Quadricalcarifera viridimaculata Matsumura, 1922, Zool. Mag., Tokyo 34: 521.
   
Quadricalcarifera bioculata Kiriakoff, 1967:  42, syn. n.; Kiriakoff 1968: 120;Holloway 1976: 55,
        fig. 364.


Quadricalcarifera viridimaculata


Quadricalcarifera viridimaculata


Diagnosis.
The well defined white spots on the green forewing of the male are distinctive; in trioculata (below) they are more blurred, with a distal dentate process from the reniform. The subapical bar on the hindwing in both sexes is broader than in trioculata and the margin of the wing is less evenly rounded. In the female the greenish-brown patches of the forewing are more clearly defined, there are no central submarginal spots and the black lines across the costal zone are less oblique.

Taxonomic notes. Though externally this species resembles the next, the male genitalia suggest a relationship with eusebia Kiriakoff (Sumatra) and allies.

The species was identified from the illustration of the holotype (Taiwan) in Sugi (1979). Female specimens from the N.E. Himalaya may have been confused in the past with fasciata Moore, described from the male only, which is strikingly different from the male of viridimaculata but tends towards the female in having a broad white marginal band to the forewing. Possibly the taxon hasegawai, described from Malaya by Nakamura (1976), will prove to be a synonym of viridimaculata, but the species was not illustrated by its author.

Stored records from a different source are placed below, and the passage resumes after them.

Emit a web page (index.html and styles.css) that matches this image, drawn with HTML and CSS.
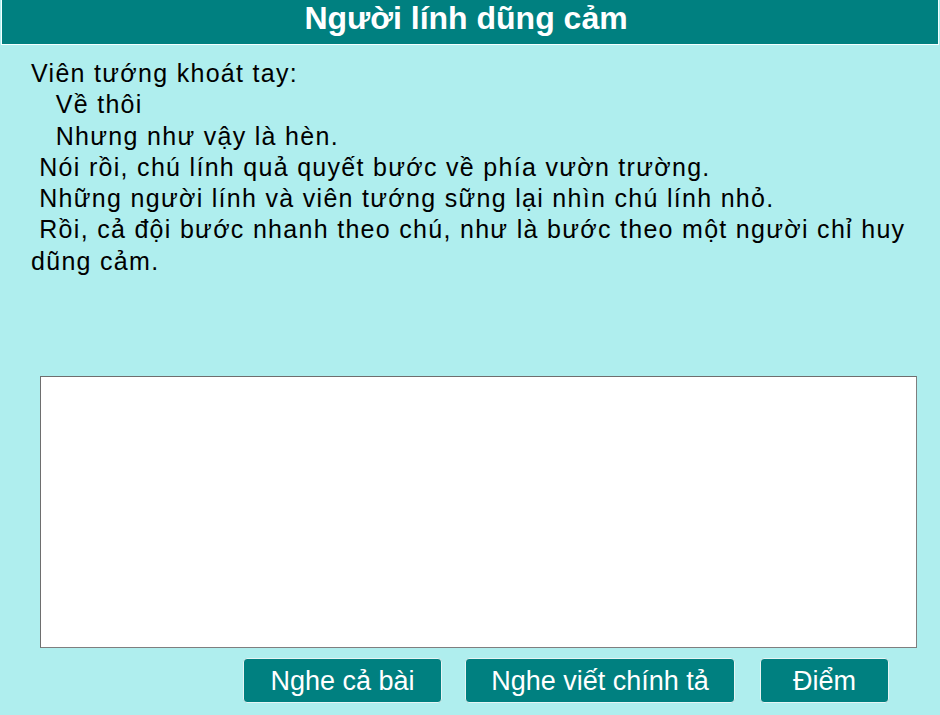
FILE: index.html
```html
<!DOCTYPE html>
<html lang="vi">
<head>
<meta charset="utf-8">
<title>Người lính dũng cảm</title>
<link rel="stylesheet" href="styles.css">
</head>
<body>
<div class="header">Người lính dũng cảm</div>
<div class="passage">Viên tướng khoát tay:
   Về thôi
   Nhưng như vậy là hèn.
 Nói rồi, chú lính quả quyết bước về phía vườn trường.
 Những người lính và viên tướng sững lại nhìn chú lính nhỏ.
 Rồi, cả đội bước nhanh theo chú, như là bước theo một người chỉ huy dũng cảm.</div>
<textarea class="answer"></textarea>
<div class="actions">
  <button class="btn btn-all">Nghe cả bài</button>
  <button class="btn btn-dictate">Nghe viết chính tả</button>
  <button class="btn btn-score">Điểm</button>
</div>
</body>
</html>
```
FILE: styles.css
```css
html, body {
  margin: 0;
  padding: 0;
}
body {
  background: #afeeee;
  width: 940px;
  height: 715px;
  overflow: hidden;
  font-family: "Liberation Sans", Arial, sans-serif;
}
.header {
  margin: 0 1px;
  height: 44px;
  padding-right: 8px;
  border: 1px solid #f4ffff;
  border-top: none;
  background: #008080;
  color: #ffffff;
  font-weight: bold;
  font-size: 32px;
  line-height: 36px;
  text-align: center;
}
.passage {
  margin: 13px 8px 0 31px;
  height: 318px;
  font-size: 25px;
  letter-spacing: 1.3px;
  line-height: 31.3px;
  color: #000000;
  white-space: pre-wrap;
}
.answer {
  display: block;
  box-sizing: border-box;
  margin: 0 0 0 40px;
  width: 877px;
  height: 272px;
  padding: 2px;
  border: 1px solid #7f7f7f;
  border-top-color: #6e6e6e;
  border-left-color: #6e6e6e;
  background: #ffffff;
  resize: none;
  outline: none;
}
.actions {
  display: flex;
  margin-top: 10px;
  padding-left: 243px;
}
.btn {
  box-sizing: border-box;
  height: 45px;
  padding: 0;
  border: 1px solid #e6f4f4;
  border-radius: 4px;
  background: #008080;
  color: #ffffff;
  font-family: "Liberation Sans", Arial, sans-serif;
  font-size: 27px;
  line-height: 36px;
  white-space: nowrap;
}
.btn-all {
  width: 199px;
}
.btn-dictate {
  width: 270px;
  margin-left: 23px;
}
.btn-score {
  width: 129px;
  margin-left: 25px;
}
```
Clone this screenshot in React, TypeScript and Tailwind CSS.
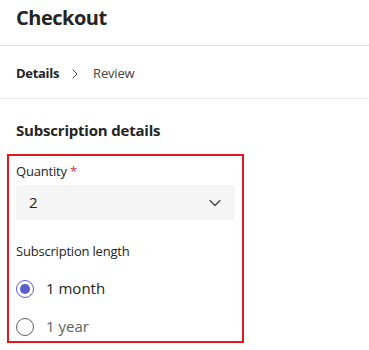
import { ChevronDown, ChevronRight } from 'lucide-react'

export default function App() {
  return (
    <div className="w-[369px] h-[350px] bg-white overflow-hidden text-[#242424]" style={{ fontFamily: '"Open Sans", sans-serif' }}>
      <div className="h-[46px] px-4 pb-[9px] flex items-center border-b border-[#e0e0e0]">
        <h1 className="text-[20px] font-bold tracking-[-0.5px]">Checkout</h1>
      </div>
      <div className="h-[53px] px-4 pt-[4px] flex items-center border-b border-[#ebebeb] text-[13px]">
        <span className="font-bold tracking-[-0.3px]">Details</span>
        <ChevronRight className="w-4 h-4 ml-[8px] text-[#424242]" strokeWidth={1.5} />
        <span className="ml-[10px] text-[#424242] tracking-[-0.2px]">Review</span>
      </div>
      <h2 className="px-4 pt-[20px] text-[15px] font-bold tracking-[-0.2px]">Subscription details</h2>
      <div className="ml-[7px] mt-[12px] w-[237px] h-[189px] border-2 border-[#e3171e] px-[7px] pt-[6px]">
        <div className="text-[13px] text-[#242424] tracking-[-0.2px]">
          Quantity <span className="text-[#c4314b]">*</span>
        </div>
        <div className="mt-[4px] h-[35px] rounded bg-[#f5f5f5] flex items-center justify-between pl-[13px] pr-[10px]">
          <span className="text-[15px]">2</span>
          <ChevronDown className="w-5 h-5 text-[#424242]" strokeWidth={1.5} />
        </div>
        <div className="mt-[22px] text-[13px] tracking-[-0.2px]">Subscription length</div>
        <div className="mt-[17px] flex items-center h-[20px]">
          <span className="w-[18px] h-[18px] rounded-full border border-[#5b5fc7] flex items-center justify-center">
            <span className="w-[10px] h-[10px] rounded-full bg-[#5b5fc7]" />
          </span>
          <span className="ml-[12px] text-[15px]">1 month</span>
        </div>
        <div className="mt-[18px] flex items-center h-[20px]">
          <span className="w-[18px] h-[18px] rounded-full border border-[#616161]" />
          <span className="ml-[12px] text-[15px] text-[#616161]">1 year</span>
        </div>
      </div>
    </div>
  )
}
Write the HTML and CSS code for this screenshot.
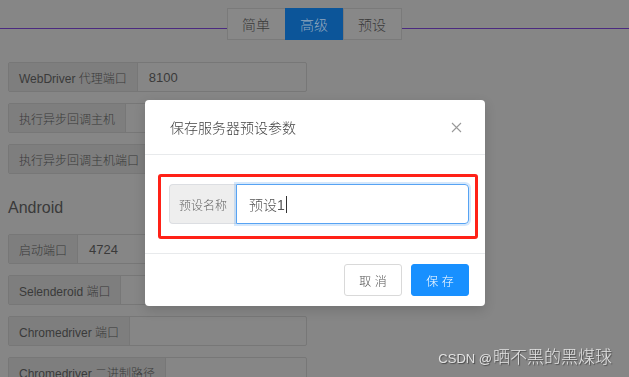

Geographical range. N.E. Himalaya, China, Taiwan, Sundaland, Mindanao.

Habitat preference. This is a strictly montane species, taken from 1050 - 2600 m on G. Kinabalu and frequently at 1618 m on Bukit Retak in Brunei. The lowest record is from 1000 m on G. Mulu. The species thus ranges from the lower to upper montane forest zones.

Biology. Sevastopulo described a larva which produced an adult that he attributed to fasciata (Sevastopulo 1938 - 47(3)). As it was a female it could have been viridimaculata misidentified but the specimen has not been located. The head of the larva is bluish green, the body green with a pale yellow collar; there are fawn blotches dorsally on each segment; the spiracles and legs are red, the prolegs green. The pupa is subterranean in an earthen cocoon. The host was Quercus (Fagaceae). Gardner (1946) recorded Pterocarya (Juglandaceae) as a host for fasciata but again this identification cannot be checked from voucher specimens.